Native hardware signer support: what changes
The integration brings two practical upgrades:
- Ledger devices can be embedded into Babylon’s signing flow so that the private key never leaves the device; signing requests are handed to the device for approval and cryptographic execution. This keeps the security boundary on the hardware level.
- Ledger’s attestation and firmware model can be used as an additional trust signal for institutional onboarding and compliance: auditors and ops teams can verify the signer’s hardware identity and firmware provenance.
The official partnership announcement explains these points and frames the collaboration as expanding access to trustless bitcoin vaults with native hardware signer support.
How Clear Signing differs from custodial models and traditional multisig
It helps to contrast three models:
- Custodial: a third party holds keys and executes transactions on your behalf. Good UX, but centralized trust and single‑party failure modes.
- On‑chain multisig (M-of‑N): script‑based, transparent, and fully on‑chain, but can be rigid (complex scripts, expensive to change, and sometimes UX unfriendly for hardware flows).
- Clear Signing with native hardware signers: hybrid policy and signer coordination that keeps private keys isolated on devices (like Ledger), while allowing off‑chain policy coordination to manage complex vault rules and timelocks.
Clear Signing is not merely an off‑chain multisig substitute; it focuses on composability and programmable vault behaviour (escape hatches, staged withdrawals, time‑delays) while minimizing the exposure that comes with custodial or hosted key management. That said, the design still requires coordinated signer availability and well‑engineered recovery procedures.
Security tradeoffs: what you gain and what you accept
No single model is perfect — Clear Signing shifts risk rather than eliminates it.
What you gain
- Hardware‑anchored key protection: private keys remain on-device, protected by Ledger’s secure element and user authentication. That materially reduces remote compromise risk.
- Stronger auditability and provenance: hardware attestation plus a transparent vault policy improves forensic and compliance capabilities.
- Flexible vault policies: Clear Signing supports timelocks and conditional exits that can defend against social engineering or sudden market events.
What you accept
- Availability dependency: vault execution depends on at least a subset of signers being reachable. For retail users, losing a Ledger without an adequate recovery plan can be painful; for institutions, signer uptime and SLAs become operational concerns.
- Complexity in recovery: adding hardware signers makes recovery more complex than a single seed phrase restore. Social recovery or pre‑distributed backup signers must be carefully designed and tested.
- Firmware and supply‑chain considerations: trusting a hardware signer implies trust in its firmware updates and manufacturing provenance. Attestation helps, but it doesn’t make devices invulnerable.

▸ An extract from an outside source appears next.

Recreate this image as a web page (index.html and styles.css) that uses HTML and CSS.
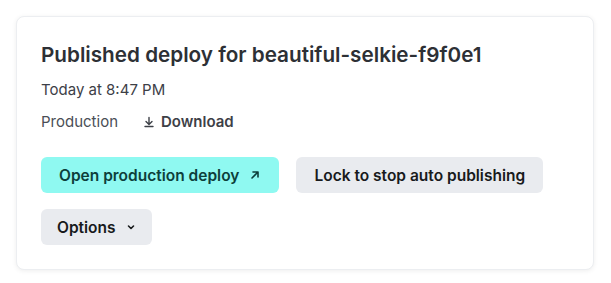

Retail vs Institutional UX
Retail users will appreciate the clearer security guarantees, especially if Babylon and Ledger can streamline setup flows inside companion apps. Still, the initial setup and recovery education burden is nontrivial.
Institutions will value the compliance signals (hardware attestation, segregated signers) but must integrate this into existing KYC/AML, key rotation, and incident response playbooks. For custody teams, Clear Signing looks attractive — provided it plugs into enterprise HSM processes and audit tooling.
Operational considerations for custody teams and builders
For custody teams and builders evaluating hardware‑backed signing architectures, the checklist is familiar but with new emphases:
- Signer onboarding: how will Ledger devices be provisioned, attested, and registered to a vault policy? Is manufacturing provenance and firmware state recorded in logs?
- Key rotation and signer churn: what are the procedures to replace a signer while maintaining vault integrity? Is rotation atomic and auditable?
- Recovery design: are there offline recovery signers, distributed backups, or social recovery primitives that don’t compromise the vault’s security model?
- Monitoring and SLAs: how are signer heartbeats tracked and how do vaults behave if signers are temporarily unreachable (e.g., fallbacks, emergency unilateral exits)?
These operational questions determine whether a Clear Signing deployment is merely secure in theory or also resilient in production.
BTC as trustless collateral: new possibilities
Hardware‑backed trustless vaults broaden how BTC can be used inside decentralized systems. A few promising use cases:
- Permissionless lending and stablecoins: BTC locked in Clear Signing vaults can act as on‑chain collateral for lenders if the vault exposes cryptographic proofs or standardized exit mechanics to the borrowing protocol. That reduces reliance on custodialized wrapped BTC.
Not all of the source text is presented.